▶ [Set problem]: Note how many lines contain "styles" and give that number, with nothing else.

===== Given data

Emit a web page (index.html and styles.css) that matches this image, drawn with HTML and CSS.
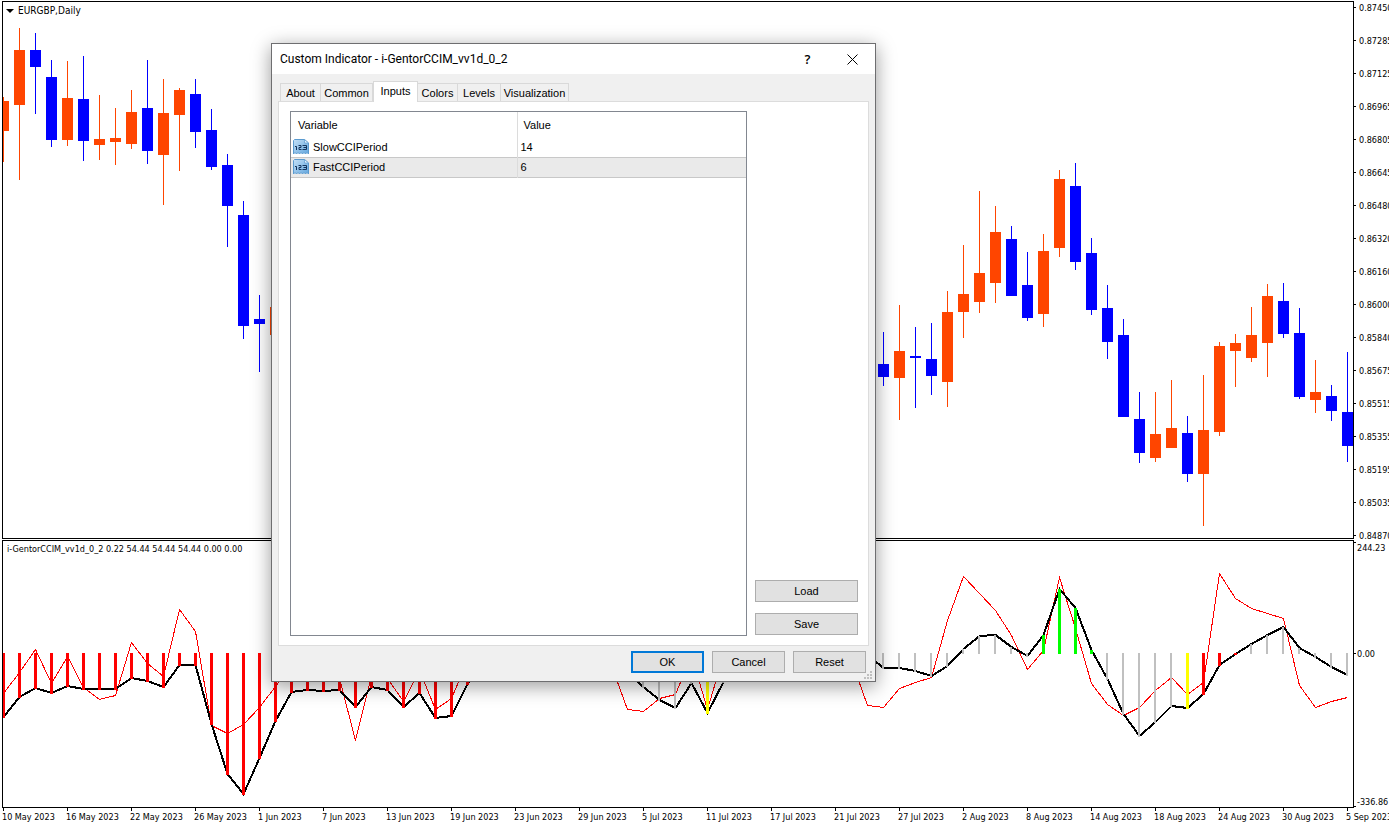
FILE: index.html
```html
<!DOCTYPE html>
<html lang="en">
<head>
<meta charset="utf-8">
<title>EURGBP,Daily</title>
<link rel="stylesheet" href="styles.css">
</head>
<body>
<main class="terminal">
  <section class="pane price-pane">
    <h1 class="pane-title symbol-title"><svg class="caret" viewBox="0 0 8 4" aria-hidden="true"><path d="M0 0h8L4 4z"/></svg>EURGBP,Daily</h1>
    <svg class="plot" id="price-plot" viewBox="3 2 1350 536" preserveAspectRatio="none" role="img" aria-label="Daily candles"></svg>
  </section>
  <ul class="axis price-axis">
    <li>0.87450</li><li>0.87285</li><li>0.87125</li><li>0.86965</li><li>0.86805</li><li>0.86645</li><li>0.86480</li><li>0.86320</li><li>0.86160</li><li>0.86000</li><li>0.85840</li><li>0.85675</li><li>0.85515</li><li>0.85355</li><li>0.85195</li><li>0.85035</li><li>0.84870</li>
  </ul>
  <section class="pane cci-pane">
    <h2 class="pane-title">i-GentorCCIM_vv1d_0_2 0.22 54.44 54.44 54.44 0.00 0.00</h2>
    <svg class="plot" id="cci-plot" viewBox="3 541 1350 266" preserveAspectRatio="none" role="img" aria-label="CCI histogram"></svg>
  </section>
  <ul class="axis cci-axis">
    <li>244.23</li><li>0.00</li><li>-336.86</li>
  </ul>
  <ul class="dates">
    <li>10 May 2023</li><li>16 May 2023</li><li>22 May 2023</li><li>26 May 2023</li><li>1 Jun 2023</li><li>7 Jun 2023</li><li>13 Jun 2023</li><li>19 Jun 2023</li><li>23 Jun 2023</li><li>29 Jun 2023</li><li>5 Jul 2023</li><li>11 Jul 2023</li><li>17 Jul 2023</li><li>21 Jul 2023</li><li>27 Jul 2023</li><li>2 Aug 2023</li><li>8 Aug 2023</li><li>14 Aug 2023</li><li>18 Aug 2023</li><li>24 Aug 2023</li><li>30 Aug 2023</li><li>5 Sep 2023</li>
  </ul>
</main>

<div class="dialog" role="dialog" aria-labelledby="dialog-title">
  <header class="titlebar">
    <h2 class="dialog-title" id="dialog-title">Custom Indicator - i-GentorCCIM_vv1d_0_2</h2>
    <button class="caption-button" type="button" aria-label="Help">?</button>
    <button class="caption-button" type="button" aria-label="Close"><svg class="close-icon" viewBox="0 0 11 11" aria-hidden="true"><path d="M.5.5l10 10M10.500.5l-10 10"/></svg></button>
  </header>
  <div class="dialog-body">
    <div class="tabs" role="tablist">
      <button class="tab" type="button" role="tab">About</button>
      <button class="tab" type="button" role="tab">Common</button>
      <button class="tab tab-active" type="button" role="tab" aria-selected="true">Inputs</button>
      <button class="tab" type="button" role="tab">Colors</button>
      <button class="tab" type="button" role="tab">Levels</button>
      <button class="tab" type="button" role="tab">Visualization</button>
    </div>
    <div class="tab-page" role="tabpanel">
      <div class="list">
        <table class="inputs">
          <thead><tr><th class="col-variable">Variable</th><th>Value</th></tr></thead>
          <tbody>
            <tr>
              <td><div class="variable"><svg class="type-icon" viewBox="0 0 16 16" aria-hidden="true"><use href="#number-icon"/></svg>SlowCCIPeriod</div></td>
              <td>14</td>
            </tr>
            <tr class="selected">
              <td><div class="variable"><svg class="type-icon" viewBox="0 0 16 16" aria-hidden="true"><use href="#number-icon"/></svg>FastCCIPeriod</div></td>
              <td>6</td>
            </tr>
          </tbody>
        </table>
      </div>
      <div class="side">
        <button class="button" type="button">Load</button>
        <button class="button" type="button">Save</button>
      </div>
    </div>
    <footer class="actions">
      <button class="button button-default" type="button">OK</button>
      <button class="button" type="button">Cancel</button>
      <button class="button" type="button">Reset</button>
    </footer>
  </div>
  <svg class="grip" viewBox="0 0 8 8" aria-hidden="true"><path d="M6 0h2v2H6zM3 3h2v2H3zM6 3h2v2H6zM0 6h2v2H0zM3 6h2v2H3zM6 6h2v2H6z"/></svg>
</div>

<svg class="defs" width="0" height="0" aria-hidden="true">
  <defs>
    <linearGradient id="sheet" x1="0" y1="0" x2="1" y2="1">
      <stop offset="0" stop-color="#c4e0f6"/><stop offset="1" stop-color="#62a6de"/>
    </linearGradient>
    <symbol id="number-icon" viewBox="0 0 16 16">
      <path d="M.5 1.500l1-1h10l4 3.500v11l-1.500-1.500-1.500 1.500-1.500-1.500-1.500 1.500L8 13.500 6.500 15 5 13.500 3.500 15 2 13.500.5 15z" fill="url(#sheet)" stroke="#5b9bd0" stroke-width="1"/>
      <path d="M11.500.5V4h4z" fill="#e4f2fd" stroke="#5b9bd0" stroke-width=".7"/>
      <path d="M2 7.500h1.500V11M5.500 6.500H8v2H6v2h2.500M9.500 6.500h4v4h-4M10.500 8.500h3" fill="none" stroke="#14345c" stroke-width="1"/>
    </symbol>
  </defs>
</svg>
<script src="chart.js"></script>
</body>
</html>
```
FILE: styles.css
```css
* { box-sizing: border-box; }

body {
  margin: 0;
  background: #fff;
  color: #000;
  overflow: hidden;
  font-family: "DejaVu Sans Condensed", "Open Sans", sans-serif;
  font-size: 9px;
}

h1, h2, ul { margin: 0; padding: 0; font-weight: normal; list-style: none; }

.terminal {
  display: grid;
  grid-template-columns: minmax(0, 1fr) 35px;
  grid-template-rows: minmax(0, 538fr) minmax(0, 269fr) 17px;
  height: 100vh;
  padding: 1px 0 0 2px;
}

.pane { position: relative; border: 1px solid #000; }
.cci-pane, .cci-axis { margin-top: 1px; }

.plot { display: block; width: 100%; height: 100%; shape-rendering: crispEdges; }

.pane-title {
  position: absolute;
  top: 1px;
  left: 4px;
  display: flex;
  align-items: center;
  gap: 4px;
  font-size: 9px;
  line-height: 15px;
  white-space: nowrap;
}
.symbol-title { left: 3px; font-size: 10px; }
.caret { width: 8px; height: 4px; }

.axis { line-height: 14px; white-space: nowrap; }
.axis li { position: relative; height: 13px; padding-left: 3px; }
.axis li::before {
  content: "";
  position: absolute;
  left: 0;
  top: 6px;
  width: 2px;
  height: 1px;
  background: #000;
}
.price-axis {
  display: flex;
  flex-direction: column;
  justify-content: space-between;
  margin-bottom: -3px;
}
.price-axis li { padding-left: 5px; }
.cci-axis { display: grid; grid-template-rows: 106fr 148fr 13px; padding-top: 1px; }
.cci-axis li:first-child::before { top: 1px; }
.cci-axis li:last-child::before { top: 11px; }

.dates {
  grid-column: 1 / -1;
  display: flex;
  overflow: hidden;
  line-height: 18px;
  white-space: nowrap;
}
.dates li { position: relative; flex: 0 0 calc(100% * 64 / 1387); }
.dates li::before {
  content: "";
  position: absolute;
  left: 1px;
  top: 0;
  width: 1px;
  height: 3px;
  background: #000;
}

.up { fill: #ff4500; }
.down { fill: #00f; }
.cci { fill: none; stroke: #000; stroke-width: 2; }
.fast { fill: none; stroke: #f00; stroke-width: 1; }
.bar-red { fill: #f00; }
.bar-gray { fill: #c0c0c0; }
.bar-lime { fill: #0f0; }
.bar-yellow { fill: #ff0; }

.dialog {
  position: absolute;
  top: 43px;
  left: 271px;
  display: flex;
  flex-direction: column;
  width: 605px;
  height: 639px;
  border: 1px solid #6e6e70;
  background: #f0f0f0;
  box-shadow: 0 4px 18px rgba(0, 0, 0, .4);
  font-family: "Liberation Sans", Arial, sans-serif;
  font-size: 11px;
}

button { margin: 0; padding: 0; color: #000; font: inherit; }

.titlebar { display: flex; align-items: center; height: 30px; padding-left: 8px; background: #fff; }
.dialog-title { flex: 1; font-family: Roboto, sans-serif; font-size: 12px; }
.caption-button {
  width: 45px;
  height: 30px;
  border: 0;
  background: none;
  font-family: "Open Sans", sans-serif;
  font-size: 13px;
  font-weight: 600;
}
.close-icon { display: block; width: 11px; height: 11px; margin: auto; stroke: #000; }

.dialog-body { flex: 1; display: flex; flex-direction: column; padding: 7px 6px 8px; }

.tabs {
  display: grid;
  grid-template-columns: 41px 52px 45px 40px 43px 68px;
  align-items: end;
  padding-left: 2px;
}
.tab {
  height: 18px;
  border: 1px solid #d9d9d9;
  border-width: 1px 1px 0 0;
  background: #f0f0f0;
}
.tab:first-child { border-left-width: 1px; }
.tab-active {
  position: relative;
  height: 21px;
  margin-bottom: -1px;
  padding-bottom: 3px;
  border-left-width: 1px;
  background: #fff;
}

.tab-page {
  flex: 1;
  display: flex;
  gap: 8px;
  padding: 9px 10px 9px 11px;
  border: 1px solid #dcdcdc;
  background: #fff;
}
.list { flex: 1; border: 1px solid #828790; }
.inputs { width: 100%; border-collapse: collapse; table-layout: fixed; }
.inputs th { height: 25px; padding: 0 6px; font-weight: normal; text-align: left; }
.inputs th:first-child { padding-left: 7px; }
.inputs td { height: 20px; padding: 0 3px; }
.inputs th + th, .inputs td + td { border-left: 1px solid #dcdcdc; }
.col-variable { width: 226px; }
.inputs .selected { border: 1px solid #c8c8c8; border-width: 1px 0; background: #eaeaea; }
.variable { display: flex; align-items: center; gap: 4px; }
.type-icon { width: 16px; height: 16px; margin-left: -1px; }

.side { display: flex; flex-direction: column; justify-content: flex-end; gap: 11px; width: 103px; padding-bottom: 1px; }
.button { height: 22px; border: 1px solid #adadad; background: #e1e1e1; }
.button-default { border: 2px solid #0078d7; }
.actions { display: flex; justify-content: flex-end; gap: 8px; padding: 5px 3px 0 0; }
.actions .button { width: 73px; }

.grip { position: absolute; right: 3px; bottom: 2px; width: 8px; height: 8px; fill: #bfbfbf; }
.defs { position: absolute; }
```
FILE: chart.js
```js
// Candle rows: slot, direction (1 up, 0 down), high, body top, body bottom, low.
const candles = [
  [0,1,97,101,131,162],[1,1,28,50,105,180],[2,0,33,50,67,114],[3,0,60,77,140,147],
  [4,1,61,98,140,146],[5,0,56,99,141,161],[6,1,95,139,145,160],[7,1,108,138,142,165],
  [8,1,90,112,144,149],[9,0,60,108,151,164],[10,1,79,113,155,205],[11,1,88,90,115,171],
  [12,0,79,94,132,148],[13,0,109,130,167,170],[14,0,154,165,206,247],[15,0,201,215,326,339],
  [16,0,295,319,324,372],[17,1,307,307,335,335],
  [55,0,332,364,377,386],[56,1,305,351,378,420],[57,0,327,356,358,408],[58,0,323,359,376,395],
  [59,1,291,312,382,407],[60,1,245,294,312,338],[61,1,191,273,302,313],[62,1,206,232,283,303],
  [63,0,226,239,296,296],[64,0,252,285,318,321],[65,1,234,251,314,327],[66,1,170,179,248,257],
  [67,0,163,186,262,270],[68,0,238,253,310,315],[69,0,285,308,342,359],[70,0,319,335,417,417],
  [71,0,392,419,453,463],[72,1,392,434,458,462],[73,1,380,428,448,448],[74,0,416,433,474,482],
  [75,1,375,430,474,526],[76,1,342,346,432,436],[77,1,334,343,351,387],[78,1,307,335,358,362],
  [79,1,284,296,343,377],[80,0,283,301,334,338],[81,0,308,333,397,399],[82,1,360,392,400,413],
  [83,0,385,396,411,421],[84,0,352,412,446,462]
];

// Each run starts at a slot and lists one value per following slot.
const slowRuns = [
  [0, [717,697,688,693,686,689,689,689,678,681,687,665,665,724,774,794,758,721,692,690,691,690,707,687,690,707,693,718,716,684,665]],
  [39, [673,687,700,708,683,713,682]],
  [54, [655,668,668,671,676,666,649,636,635,647,656,635,589,608,650,679,714,736,722,706,708,694,665,654,644,635,627,648,657,667,675]]
];
const fastRuns = [
  [0, [693,672,649,683,656,687,699,695,642,663,676,609,631,725,733,724,707,686,665]],
  [20, [665,678,740,675,678,701,670,709,698,660]],
  [38, [665,709,711,698,694,655,709,655]],
  [53, [660,705,707,688,682,677,620,576,593,610,635,669,650,577,628,683,704,715,707,690,677,694,682,573,598,608,613,618,685,707,701,697]]
];

const slotX = i => 3 + 16 * i;
const zeroY = 653;
const rect = (cls, x, y, w, h) => `<rect class="${cls}" x="${x}" y="${y}" width="${w}" height="${h}"/>`;

document.getElementById("price-plot").innerHTML = candles.map(([i, up, high, top, bottom, low]) => {
  const cls = up ? "up" : "down";
  return rect(cls, slotX(i), high, 1, low - high) + rect(cls, slotX(i) - 5, top, 11, bottom - top);
}).join("");

const line = (cls, shift) => ([start, values]) =>
  `<polyline class="${cls}" points="${values.map((y, k) => `${slotX(start + k) + 0.5},${y + shift}`).join(" ")}"/>`;

function barColor(i) {
  if (i === 44 || i === 74) return "yellow";
  if (i < 31 || (i >= 75 && i <= 77)) return "red";
  if (i >= 65 && i <= 68) return "lime";
  return "gray";
}

const bars = slowRuns.flatMap(([start, values]) => values.map((y, k) => {
  const i = start + k;
  const color = barColor(i);
  const top = Math.min(y, zeroY);
  return rect("bar-" + color, slotX(i) - 1, top, color === "gray" ? 2 : 3, Math.abs(y - zeroY) + 1);
}));

document.getElementById("cci-plot").innerHTML =
  fastRuns.map(line("fast", 0.5)).join("") + slowRuns.map(line("cci", 0)).join("") + bars.join("");
```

==========

▶ [Reply to the exercise]: 3